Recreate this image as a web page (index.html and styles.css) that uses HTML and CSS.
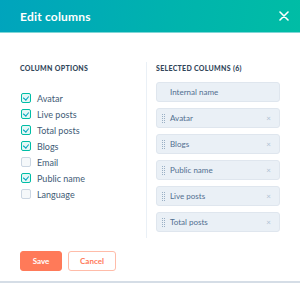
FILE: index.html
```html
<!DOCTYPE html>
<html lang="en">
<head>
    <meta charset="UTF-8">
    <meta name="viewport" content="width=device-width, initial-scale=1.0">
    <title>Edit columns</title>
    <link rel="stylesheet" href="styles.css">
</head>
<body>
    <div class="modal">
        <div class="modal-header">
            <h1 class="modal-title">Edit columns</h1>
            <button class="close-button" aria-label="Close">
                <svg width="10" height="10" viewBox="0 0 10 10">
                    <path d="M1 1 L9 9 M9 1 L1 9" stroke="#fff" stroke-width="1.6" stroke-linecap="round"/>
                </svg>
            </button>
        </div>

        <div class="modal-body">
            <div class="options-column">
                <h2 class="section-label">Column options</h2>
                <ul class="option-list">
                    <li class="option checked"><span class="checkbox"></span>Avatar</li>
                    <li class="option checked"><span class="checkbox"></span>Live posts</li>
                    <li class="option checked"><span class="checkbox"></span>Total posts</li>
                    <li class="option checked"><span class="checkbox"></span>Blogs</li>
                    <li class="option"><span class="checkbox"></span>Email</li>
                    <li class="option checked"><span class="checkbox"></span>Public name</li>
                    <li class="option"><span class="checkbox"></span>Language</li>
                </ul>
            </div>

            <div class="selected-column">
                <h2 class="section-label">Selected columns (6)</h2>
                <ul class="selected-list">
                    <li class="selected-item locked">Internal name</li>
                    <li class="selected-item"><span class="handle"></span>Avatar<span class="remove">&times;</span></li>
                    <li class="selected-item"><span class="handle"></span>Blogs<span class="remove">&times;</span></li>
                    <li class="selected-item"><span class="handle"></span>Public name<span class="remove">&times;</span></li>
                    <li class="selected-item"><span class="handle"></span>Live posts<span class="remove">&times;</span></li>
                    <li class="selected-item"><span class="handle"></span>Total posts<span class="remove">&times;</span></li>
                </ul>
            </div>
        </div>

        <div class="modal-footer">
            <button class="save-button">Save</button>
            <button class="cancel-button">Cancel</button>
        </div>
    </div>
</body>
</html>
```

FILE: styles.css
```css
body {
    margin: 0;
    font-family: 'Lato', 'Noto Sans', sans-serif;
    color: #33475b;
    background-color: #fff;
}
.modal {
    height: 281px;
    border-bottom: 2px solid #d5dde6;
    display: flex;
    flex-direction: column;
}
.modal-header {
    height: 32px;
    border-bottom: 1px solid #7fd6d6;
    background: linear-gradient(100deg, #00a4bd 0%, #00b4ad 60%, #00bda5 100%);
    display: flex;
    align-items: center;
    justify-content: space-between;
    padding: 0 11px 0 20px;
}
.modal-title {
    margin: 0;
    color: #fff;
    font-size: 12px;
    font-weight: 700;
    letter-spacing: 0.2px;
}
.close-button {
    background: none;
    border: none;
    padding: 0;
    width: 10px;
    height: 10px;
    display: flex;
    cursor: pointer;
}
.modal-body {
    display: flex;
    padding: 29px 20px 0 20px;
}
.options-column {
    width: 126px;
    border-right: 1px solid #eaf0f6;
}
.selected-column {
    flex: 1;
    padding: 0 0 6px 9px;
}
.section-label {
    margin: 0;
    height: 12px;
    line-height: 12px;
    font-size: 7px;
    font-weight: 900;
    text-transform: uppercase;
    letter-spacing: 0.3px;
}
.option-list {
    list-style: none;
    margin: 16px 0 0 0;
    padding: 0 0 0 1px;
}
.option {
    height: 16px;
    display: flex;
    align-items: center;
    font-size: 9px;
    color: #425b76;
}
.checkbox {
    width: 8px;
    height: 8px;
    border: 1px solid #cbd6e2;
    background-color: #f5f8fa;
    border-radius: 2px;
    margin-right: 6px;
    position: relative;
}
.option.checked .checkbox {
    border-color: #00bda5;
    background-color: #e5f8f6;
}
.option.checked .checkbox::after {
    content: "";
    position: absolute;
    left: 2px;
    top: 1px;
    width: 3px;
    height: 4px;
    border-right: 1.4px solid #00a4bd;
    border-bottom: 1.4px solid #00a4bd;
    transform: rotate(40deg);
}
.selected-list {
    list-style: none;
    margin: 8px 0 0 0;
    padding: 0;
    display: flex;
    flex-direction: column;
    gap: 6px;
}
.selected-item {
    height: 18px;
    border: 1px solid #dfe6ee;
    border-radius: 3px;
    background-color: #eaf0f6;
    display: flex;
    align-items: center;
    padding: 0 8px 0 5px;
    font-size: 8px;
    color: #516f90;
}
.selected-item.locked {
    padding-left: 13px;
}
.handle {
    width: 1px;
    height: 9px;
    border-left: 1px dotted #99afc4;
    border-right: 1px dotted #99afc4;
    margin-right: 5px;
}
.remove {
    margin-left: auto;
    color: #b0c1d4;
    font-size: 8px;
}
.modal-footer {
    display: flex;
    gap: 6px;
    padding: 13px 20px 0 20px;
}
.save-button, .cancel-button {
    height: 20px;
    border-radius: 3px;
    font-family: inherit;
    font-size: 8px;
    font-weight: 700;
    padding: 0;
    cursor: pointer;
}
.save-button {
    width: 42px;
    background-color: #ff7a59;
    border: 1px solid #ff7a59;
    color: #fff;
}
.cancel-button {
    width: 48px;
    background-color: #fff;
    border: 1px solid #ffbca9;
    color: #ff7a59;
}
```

| Written task |
Repeat the data exactly in full, omitting its pictures.

| Finished answer |
Recreate this image as a web page (index.html and styles.css) that uses HTML and CSS.
FILE: index.html
```html
<!DOCTYPE html>
<html lang="en">
<head>
    <meta charset="UTF-8">
    <meta name="viewport" content="width=device-width, initial-scale=1.0">
    <title>Edit columns</title>
    <link rel="stylesheet" href="styles.css">
</head>
<body>
    <div class="modal">
        <div class="modal-header">
            <h1 class="modal-title">Edit columns</h1>
            <button class="close-button" aria-label="Close">
                <svg width="10" height="10" viewBox="0 0 10 10">
                    <path d="M1 1 L9 9 M9 1 L1 9" stroke="#fff" stroke-width="1.6" stroke-linecap="round"/>
                </svg>
            </button>
        </div>

        <div class="modal-body">
            <div class="options-column">
                <h2 class="section-label">Column options</h2>
                <ul class="option-list">
                    <li class="option checked"><span class="checkbox"></span>Avatar</li>
                    <li class="option checked"><span class="checkbox"></span>Live posts</li>
                    <li class="option checked"><span class="checkbox"></span>Total posts</li>
                    <li class="option checked"><span class="checkbox"></span>Blogs</li>
                    <li class="option"><span class="checkbox"></span>Email</li>
                    <li class="option checked"><span class="checkbox"></span>Public name</li>
                    <li class="option"><span class="checkbox"></span>Language</li>
                </ul>
            </div>

            <div class="selected-column">
                <h2 class="section-label">Selected columns (6)</h2>
                <ul class="selected-list">
                    <li class="selected-item locked">Internal name</li>
                    <li class="selected-item"><span class="handle"></span>Avatar<span class="remove">&times;</span></li>
                    <li class="selected-item"><span class="handle"></span>Blogs<span class="remove">&times;</span></li>
                    <li class="selected-item"><span class="handle"></span>Public name<span class="remove">&times;</span></li>
                    <li class="selected-item"><span class="handle"></span>Live posts<span class="remove">&times;</span></li>
                    <li class="selected-item"><span class="handle"></span>Total posts<span class="remove">&times;</span></li>
                </ul>
            </div>
        </div>

        <div class="modal-footer">
            <button class="save-button">Save</button>
            <button class="cancel-button">Cancel</button>
        </div>
    </div>
</body>
</html>
```

FILE: styles.css
```css
body {
    margin: 0;
    font-family: 'Lato', 'Noto Sans', sans-serif;
    color: #33475b;
    background-color: #fff;
}
.modal {
    height: 281px;
    border-bottom: 2px solid #d5dde6;
    display: flex;
    flex-direction: column;
}
.modal-header {
    height: 32px;
    border-bottom: 1px solid #7fd6d6;
    background: linear-gradient(100deg, #00a4bd 0%, #00b4ad 60%, #00bda5 100%);
    display: flex;
    align-items: center;
    justify-content: space-between;
    padding: 0 11px 0 20px;
}
.modal-title {
    margin: 0;
    color: #fff;
    font-size: 12px;
    font-weight: 700;
    letter-spacing: 0.2px;
}
.close-button {
    background: none;
    border: none;
    padding: 0;
    width: 10px;
    height: 10px;
    display: flex;
    cursor: pointer;
}
.modal-body {
    display: flex;
    padding: 29px 20px 0 20px;
}
.options-column {
    width: 126px;
    border-right: 1px solid #eaf0f6;
}
.selected-column {
    flex: 1;
    padding: 0 0 6px 9px;
}
.section-label {
    margin: 0;
    height: 12px;
    line-height: 12px;
    font-size: 7px;
    font-weight: 900;
    text-transform: uppercase;
    letter-spacing: 0.3px;
}
.option-list {
    list-style: none;
    margin: 16px 0 0 0;
    padding: 0 0 0 1px;
}
.option {
    height: 16px;
    display: flex;
    align-items: center;
    font-size: 9px;
    color: #425b76;
}
.checkbox {
    width: 8px;
    height: 8px;
    border: 1px solid #cbd6e2;
    background-color: #f5f8fa;
    border-radius: 2px;
    margin-right: 6px;
    position: relative;
}
.option.checked .checkbox {
    border-color: #00bda5;
    background-color: #e5f8f6;
}
.option.checked .checkbox::after {
    content: "";
    position: absolute;
    left: 2px;
    top: 1px;
    width: 3px;
    height: 4px;
    border-right: 1.4px solid #00a4bd;
    border-bottom: 1.4px solid #00a4bd;
    transform: rotate(40deg);
}
.selected-list {
    list-style: none;
    margin: 8px 0 0 0;
    padding: 0;
    display: flex;
    flex-direction: column;
    gap: 6px;
}
.selected-item {
    height: 18px;
    border: 1px solid #dfe6ee;
    border-radius: 3px;
    background-color: #eaf0f6;
    display: flex;
    align-items: center;
    padding: 0 8px 0 5px;
    font-size: 8px;
    color: #516f90;
}
.selected-item.locked {
    padding-left: 13px;
}
.handle {
    width: 1px;
    height: 9px;
    border-left: 1px dotted #99afc4;
    border-right: 1px dotted #99afc4;
    margin-right: 5px;
}
.remove {
    margin-left: auto;
    color: #b0c1d4;
    font-size: 8px;
}
.modal-footer {
    display: flex;
    gap: 6px;
    padding: 13px 20px 0 20px;
}
.save-button, .cancel-button {
    height: 20px;
    border-radius: 3px;
    font-family: inherit;
    font-size: 8px;
    font-weight: 700;
    padding: 0;
    cursor: pointer;
}
.save-button {
    width: 42px;
    background-color: #ff7a59;
    border: 1px solid #ff7a59;
    color: #fff;
}
.cancel-button {
    width: 48px;
    background-color: #fff;
    border: 1px solid #ffbca9;
    color: #ff7a59;
}
```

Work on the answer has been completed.